‘You know we’re better’n Klatchians. Otherwise, what’s the point?’
There aren’t many Terry Pratchett books I haven’t read, through the sole luck of living many years in mixed shared housing with (on average) four copies of each of his books available at any given time. When I chanced across Jingo in one of the hazardous book-piles of the hallway, I realised I had to read it at once. If I had to read a book written by an author whose name began with the letter ‘P’, I might as well catch up on an old Pratchett I missed the first time around. This puts me in the awkward position of having to review a book by a writer whose work has been pretty omnipresent in my life since childhood. I do not think my review will be objective or perhaps even interesting. I apologise in advance for squee.
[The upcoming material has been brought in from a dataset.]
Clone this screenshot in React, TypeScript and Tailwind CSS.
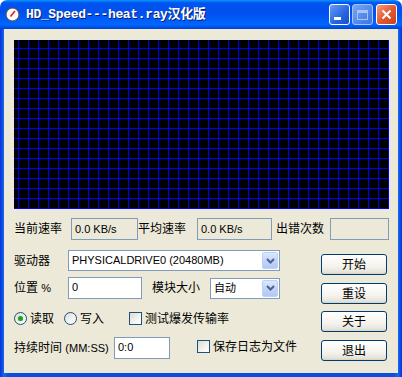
import React from 'react';

const FONT = "font-['Liberation_Sans','Noto_Sans_CJK_SC',sans-serif]";

function SpeedGrid() {
  const xs = Array.from({ length: 38 }, (_, i) => 4.5 + i * 10);
  const ys = Array.from({ length: 17 }, (_, i) => 8.5 + i * 10);
  return (
    <svg width="375" height="169" className="block bg-black">
      {xs.map(x => (
        <line key={'x' + x} x1={x} y1={0} x2={x} y2={169} stroke="#0000f0" strokeWidth="1" />
      ))}
      {ys.map(y => (
        <line key={'y' + y} x1={0} y1={y} x2={375} y2={y} stroke="#0000f0" strokeWidth="1" />
      ))}
    </svg>
  );
}

function ReadBox({ w, text }: { w: string; text?: string }) {
  return (
    <div className={`${w} h-[22px] border border-[#7f9db9] bg-[#ece9d8] pl-[3px] flex items-center text-[11px] text-black`}>
      {text}
    </div>
  );
}

function EditBox({ w, text }: { w: string; text: string }) {
  return (
    <div className={`${w} h-[22px] border border-[#7f9db9] bg-white pl-[3px] pt-[2px] text-[11px] text-black leading-[14px]`}>
      {text}
    </div>
  );
}

function ComboBox({ w, text }: { w: string; text: string }) {
  return (
    <div className={`${w} h-[21px] border border-[#7f9db9] bg-white flex items-center p-[1px]`}>
      <span className="flex-1 pl-[2px] text-[11px] text-black whitespace-nowrap overflow-hidden">{text}</span>
      <div className="w-[16px] h-full rounded-[2px] border border-[#bcd0f8] bg-[linear-gradient(180deg,#dde8ff_0%,#c3d4fb_50%,#b4c8f6_100%)] flex items-center justify-center">
        <svg width="9" height="6" viewBox="0 0 9 6">
          <path d="M1 1 L4.5 4.5 L8 1" stroke="#4d6185" strokeWidth="2" fill="none" />
        </svg>
      </div>
    </div>
  );
}

function XpButton({ label, className = '' }: { label: string; className?: string }) {
  return (
    <div className={`w-[66px] h-[21px] rounded-[3px] border border-[#003c74] bg-[linear-gradient(180deg,#ffffff_0%,#f4f3ee_60%,#e6e3d9_90%,#d6d0c5_100%)] flex items-center justify-center text-[12px] text-black ${className}`}>
      {label}
    </div>
  );
}

function Radio({ checked }: { checked?: boolean }) {
  return (
    <div className="w-[13px] h-[13px] rounded-full border border-[#1c5180] bg-[linear-gradient(135deg,#dcdcd7_0%,#f4f4f0_60%,#ffffff_100%)] flex items-center justify-center">
      {checked && <div className="w-[5px] h-[5px] rounded-full bg-[#21a121] shadow-[0_0_1px_#8ad58a]" />}
    </div>
  );
}

function Check() {
  return (
    <div className="w-[13px] h-[13px] border border-[#1c5180] bg-[linear-gradient(135deg,#dcdcd7_0%,#f4f4f0_60%,#ffffff_100%)]" />
  );
}

function TitleBar() {
  return (
    <div className="h-[29px] flex items-center rounded-t-[7px] bg-[linear-gradient(180deg,#0997ff_0%,#0053ee_10%,#0050ee_45%,#0066ff_85%,#0042d4_100%)] pl-[5px] pr-[5px]">
      <svg width="15" height="15" viewBox="0 0 15 15" className="mr-[6px]">
        <circle cx="7.5" cy="7.5" r="6.5" fill="#ffffff" stroke="#5a5a5a" strokeWidth="1.2" />
        <line x1="5.5" y1="9.5" x2="10" y2="4" stroke="#e02020" strokeWidth="1.6" />
      </svg>
      <span className="font-['Liberation_Mono','Noto_Sans_CJK_SC',monospace] font-bold text-[13px] tracking-[-0.35px] text-white [text-shadow:1px_1px_#0a1d6e]">
        HD_Speed---heat.ray汉化版
      </span>
      <div className="ml-auto flex gap-[2px]">
        <div className="w-[21px] h-[21px] rounded-[3px] border border-white bg-[linear-gradient(135deg,#6a9cf6_0%,#2663e0_60%,#1a4fc8_100%)] flex items-end pl-[4px] pb-[4px]">
          <div className="w-[7px] h-[3px] bg-white" />
        </div>
        <div className="w-[21px] h-[21px] rounded-[3px] border border-[#a9c3f5] bg-[linear-gradient(135deg,#7aa6f6_0%,#5088ec_60%,#3f74e0_100%)] flex items-center justify-center">
          <div className="w-[11px] h-[10px] border border-[#a9c3f5] border-t-[3px]" />
        </div>
        <div className="ml-[1px] w-[21px] h-[21px] rounded-[3px] border border-white bg-[linear-gradient(135deg,#f0a080_0%,#e35a32_50%,#c9401c_100%)] flex items-center justify-center">
          <svg width="11" height="11" viewBox="0 0 11 11">
            <path d="M1.5 1.5 L9.5 9.5 M9.5 1.5 L1.5 9.5" stroke="#ffffff" strokeWidth="2" />
          </svg>
        </div>
      </div>
    </div>
  );
}

export default function App() {
  return (
    <div className={`w-[402px] h-[377px] flex flex-col bg-white ${FONT}`}>
      <TitleBar />
      <div className="flex-1 flex bg-[linear-gradient(90deg,#0831d9_0%,#166aee_1%,#0a4ee0_2%,#0a4ee0_98%,#166aee_99%,#0831d9_100%)] px-[4px] pb-[4px]">
        <div className="flex-1 bg-[#ece9d8] pl-[10px] pt-[11px] text-[12px] text-black">
          <SpeedGrid />

          <div className="mt-[9px] h-[22px] flex items-center">
            <span className="w-[57px]">当前速率</span>
            <ReadBox w="w-[67px]" text="0.0 KB/s" />
            <span className="w-[59px]">平均速率</span>
            <ReadBox w="w-[75px]" text="0.0 KB/s" />
            <span className="ml-[4px] w-[54px]">出错次数</span>
            <ReadBox w="w-[59px]" />
          </div>

          <div className="mt-[10px] flex">
            <div className="w-[307px] flex flex-col">
              <div className="h-[21px] flex items-center">
                <span className="w-[54px]">驱动器</span>
                <ComboBox w="w-[212px]" text="PHYSICALDRIVE0 (20480MB)" />
              </div>
              <div className="mt-[6px] h-[22px] flex items-center">
                <span className="w-[54px]">位置 <span className="text-[11px]">%</span></span>
                <EditBox w="w-[74px]" text="0" />
                <span className="ml-[10px] w-[58px]">模块大小</span>
                <ComboBox w="w-[70px]" text="自动" />
              </div>
              <div className="mt-[13px] h-[13px] flex items-center">
                <Radio checked />
                <span className="ml-[3px]">读取</span>
                <div className="ml-[10px]"><Radio /></div>
                <span className="ml-[3px]">写入</span>
                <div className="ml-[25px]"><Check /></div>
                <span className="ml-[3px]">测试爆发传输率</span>
              </div>
              <div className="mt-[12px] h-[22px] flex items-center">
                <span className="w-[100px]">持续时间 <span className="text-[11px]">(MM:SS)</span></span>
                <EditBox w="w-[56px]" text="0:0" />
                <div className="ml-[27px] -mt-[3px]"><Check /></div>
                <span className="ml-[3px] -mt-[3px]">保存日志为文件</span>
              </div>
            </div>
            <div className="mt-[4px] flex flex-col">
              <XpButton label="开始" />
              <XpButton label="重设" className="mt-[8px]" />
              <XpButton label="关于" className="mt-[7px]" />
              <XpButton label="退出" className="mt-[8px]" />
            </div>
          </div>
        </div>
      </div>
    </div>
  );
}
Jingo like many of Pratchett’s books, is light-hearted parody fantasy (which most people already know) chock full of pessimistic social commentary (which people always seem surprised to find, even though it’s right there on the surface and at the core of most of the humour and fantasy). There were a lot of issues in this book, perhaps squeezing out some of the larger footnotes we see in other Discworld novels, but the one that really struck home to me was one of the core plot issues and one that’s in big media focus in Australia right now under the guise of refugee issues, attitudes towards foreign students, and the ever present indigenous land arguments. That’s right, ladies and gentlemen, that good old us-versus-them mentality of racism. Remember, it’s not that we’re xenophobic, we’re just afraid of people from other countries.
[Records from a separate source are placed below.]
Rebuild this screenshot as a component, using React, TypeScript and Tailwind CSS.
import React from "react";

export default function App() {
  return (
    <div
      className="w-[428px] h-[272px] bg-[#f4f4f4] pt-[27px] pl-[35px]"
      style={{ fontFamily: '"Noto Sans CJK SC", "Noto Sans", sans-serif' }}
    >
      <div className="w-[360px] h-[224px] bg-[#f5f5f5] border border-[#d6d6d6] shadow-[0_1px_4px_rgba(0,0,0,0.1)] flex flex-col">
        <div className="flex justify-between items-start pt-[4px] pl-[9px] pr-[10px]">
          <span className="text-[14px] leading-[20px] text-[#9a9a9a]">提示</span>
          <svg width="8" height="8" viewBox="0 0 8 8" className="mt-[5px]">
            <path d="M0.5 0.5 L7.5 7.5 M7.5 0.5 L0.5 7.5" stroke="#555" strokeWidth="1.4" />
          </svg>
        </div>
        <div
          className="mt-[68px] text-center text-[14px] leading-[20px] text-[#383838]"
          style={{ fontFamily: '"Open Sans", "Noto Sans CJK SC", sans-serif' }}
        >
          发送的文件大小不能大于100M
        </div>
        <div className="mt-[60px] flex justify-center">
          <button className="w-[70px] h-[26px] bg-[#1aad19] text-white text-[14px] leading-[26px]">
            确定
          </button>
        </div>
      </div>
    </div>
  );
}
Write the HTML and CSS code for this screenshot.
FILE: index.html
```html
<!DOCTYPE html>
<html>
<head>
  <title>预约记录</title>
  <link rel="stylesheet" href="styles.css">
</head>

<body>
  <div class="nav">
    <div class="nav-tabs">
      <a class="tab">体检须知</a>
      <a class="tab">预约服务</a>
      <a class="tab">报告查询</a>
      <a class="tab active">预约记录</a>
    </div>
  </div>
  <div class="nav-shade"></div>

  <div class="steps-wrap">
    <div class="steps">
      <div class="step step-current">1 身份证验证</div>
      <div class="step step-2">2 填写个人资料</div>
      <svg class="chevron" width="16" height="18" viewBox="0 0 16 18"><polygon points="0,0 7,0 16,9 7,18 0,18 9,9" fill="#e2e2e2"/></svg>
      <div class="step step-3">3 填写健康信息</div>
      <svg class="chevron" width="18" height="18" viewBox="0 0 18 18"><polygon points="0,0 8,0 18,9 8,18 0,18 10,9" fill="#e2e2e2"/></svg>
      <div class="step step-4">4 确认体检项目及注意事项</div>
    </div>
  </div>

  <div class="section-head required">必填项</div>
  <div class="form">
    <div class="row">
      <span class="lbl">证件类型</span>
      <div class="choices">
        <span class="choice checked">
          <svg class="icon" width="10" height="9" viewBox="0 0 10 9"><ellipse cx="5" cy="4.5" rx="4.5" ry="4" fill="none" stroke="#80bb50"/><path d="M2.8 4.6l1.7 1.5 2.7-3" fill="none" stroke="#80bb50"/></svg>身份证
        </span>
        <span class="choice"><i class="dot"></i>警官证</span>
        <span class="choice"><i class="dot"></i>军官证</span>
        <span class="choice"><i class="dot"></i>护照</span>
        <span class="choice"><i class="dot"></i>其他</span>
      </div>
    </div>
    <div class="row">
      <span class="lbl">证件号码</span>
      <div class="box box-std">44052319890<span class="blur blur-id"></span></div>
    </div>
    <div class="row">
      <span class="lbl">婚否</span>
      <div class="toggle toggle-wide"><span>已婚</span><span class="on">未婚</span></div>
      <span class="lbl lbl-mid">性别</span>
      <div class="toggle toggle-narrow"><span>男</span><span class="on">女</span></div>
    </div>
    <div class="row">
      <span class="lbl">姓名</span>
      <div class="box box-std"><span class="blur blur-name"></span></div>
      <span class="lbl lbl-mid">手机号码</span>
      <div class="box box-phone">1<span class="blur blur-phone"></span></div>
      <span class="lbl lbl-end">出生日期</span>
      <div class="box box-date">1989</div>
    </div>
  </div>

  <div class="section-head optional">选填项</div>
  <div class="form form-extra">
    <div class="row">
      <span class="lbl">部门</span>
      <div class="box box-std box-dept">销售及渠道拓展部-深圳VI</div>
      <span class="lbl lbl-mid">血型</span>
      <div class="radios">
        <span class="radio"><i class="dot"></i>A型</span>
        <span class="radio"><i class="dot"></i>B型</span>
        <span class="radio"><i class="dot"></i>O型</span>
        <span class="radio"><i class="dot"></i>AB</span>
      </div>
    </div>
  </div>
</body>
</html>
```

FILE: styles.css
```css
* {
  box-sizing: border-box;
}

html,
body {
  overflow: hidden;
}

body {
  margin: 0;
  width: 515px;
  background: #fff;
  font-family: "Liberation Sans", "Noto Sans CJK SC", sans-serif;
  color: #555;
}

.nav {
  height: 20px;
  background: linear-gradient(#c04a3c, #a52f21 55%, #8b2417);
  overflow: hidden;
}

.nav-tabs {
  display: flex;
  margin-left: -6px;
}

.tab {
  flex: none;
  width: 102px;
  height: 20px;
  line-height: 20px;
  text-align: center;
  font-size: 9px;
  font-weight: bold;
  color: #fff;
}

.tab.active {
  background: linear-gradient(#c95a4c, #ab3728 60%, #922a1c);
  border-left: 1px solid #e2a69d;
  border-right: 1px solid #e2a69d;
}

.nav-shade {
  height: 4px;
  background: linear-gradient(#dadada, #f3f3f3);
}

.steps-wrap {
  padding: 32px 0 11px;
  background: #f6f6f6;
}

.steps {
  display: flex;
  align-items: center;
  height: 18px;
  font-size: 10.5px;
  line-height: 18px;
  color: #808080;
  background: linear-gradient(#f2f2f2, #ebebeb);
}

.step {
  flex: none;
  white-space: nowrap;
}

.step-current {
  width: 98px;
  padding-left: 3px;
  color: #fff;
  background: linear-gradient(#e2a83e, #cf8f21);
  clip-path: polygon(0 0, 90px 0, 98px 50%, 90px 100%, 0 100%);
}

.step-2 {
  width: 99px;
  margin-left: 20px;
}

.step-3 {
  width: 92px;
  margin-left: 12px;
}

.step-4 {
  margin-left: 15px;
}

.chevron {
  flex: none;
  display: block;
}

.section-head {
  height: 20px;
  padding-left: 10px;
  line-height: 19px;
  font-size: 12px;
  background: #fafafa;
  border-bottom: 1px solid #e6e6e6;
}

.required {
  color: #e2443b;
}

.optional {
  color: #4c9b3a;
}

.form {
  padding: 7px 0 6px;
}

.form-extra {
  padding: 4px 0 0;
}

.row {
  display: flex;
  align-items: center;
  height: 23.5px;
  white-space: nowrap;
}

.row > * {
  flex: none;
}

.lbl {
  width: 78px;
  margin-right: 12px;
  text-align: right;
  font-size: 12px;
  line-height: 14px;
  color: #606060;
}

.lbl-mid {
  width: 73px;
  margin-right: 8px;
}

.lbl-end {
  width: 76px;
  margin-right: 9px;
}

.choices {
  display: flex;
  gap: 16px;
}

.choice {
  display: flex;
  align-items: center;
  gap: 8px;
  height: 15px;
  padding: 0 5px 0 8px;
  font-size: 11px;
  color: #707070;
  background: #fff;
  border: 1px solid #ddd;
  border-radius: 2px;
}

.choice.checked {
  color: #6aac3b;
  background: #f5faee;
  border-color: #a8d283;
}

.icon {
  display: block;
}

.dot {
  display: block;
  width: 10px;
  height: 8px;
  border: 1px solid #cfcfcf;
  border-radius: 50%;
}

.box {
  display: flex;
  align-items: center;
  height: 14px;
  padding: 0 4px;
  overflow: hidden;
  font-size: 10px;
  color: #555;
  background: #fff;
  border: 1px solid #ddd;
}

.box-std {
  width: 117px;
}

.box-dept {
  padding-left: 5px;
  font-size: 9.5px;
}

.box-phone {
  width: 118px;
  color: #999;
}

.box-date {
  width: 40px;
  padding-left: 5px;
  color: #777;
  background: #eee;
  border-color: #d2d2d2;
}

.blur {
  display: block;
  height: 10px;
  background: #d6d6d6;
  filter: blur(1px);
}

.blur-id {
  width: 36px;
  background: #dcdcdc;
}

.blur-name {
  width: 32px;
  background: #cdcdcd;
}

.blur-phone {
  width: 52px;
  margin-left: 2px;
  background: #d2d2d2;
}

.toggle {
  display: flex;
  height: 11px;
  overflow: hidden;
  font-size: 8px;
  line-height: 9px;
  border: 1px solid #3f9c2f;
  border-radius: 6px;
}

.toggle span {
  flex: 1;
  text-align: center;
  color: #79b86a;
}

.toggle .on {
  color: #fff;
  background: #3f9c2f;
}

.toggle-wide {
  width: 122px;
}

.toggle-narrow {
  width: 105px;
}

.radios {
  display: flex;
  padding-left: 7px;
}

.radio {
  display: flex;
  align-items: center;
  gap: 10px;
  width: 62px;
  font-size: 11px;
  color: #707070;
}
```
What really got to me is that often parodies, especially of racism and war, end up being less extreme and ludicrous than the real thing. In Jingo the characters who are visibly biased, to an exaggerated and irrational state at times, would come across as calm and tolerant compared to a lot of Australians. I know some people in real life who would be in that Ankh-Morporkian street mob, and a lot of them would be Terry Pratchett fans who would consider themselves progressive and tolerant. I also know a lot of people who would be being lynched by the mob. Maybe that’s why some scenes had me feeling like a member of a very petty and small species instead of laughing out loud(though that could just be my usual end-of-year cynicism showing from under my hat). Vimes and his ‘Us and Them and Us’ thoughts hit the nail on the head.
Personal issues and contemplation aside, I can’t do much but grin and point at the characters that I have known and loved for some time. Since I’m hardly able to review with distance and critical eye, I should really just nod emphatically, say it’s a very enjoyable book, recommend Pratchett to everyone, and get going with some links. There’s a lot of reviews out there, but I suspect a lot of them will be gushing and slightly off-topic like mine.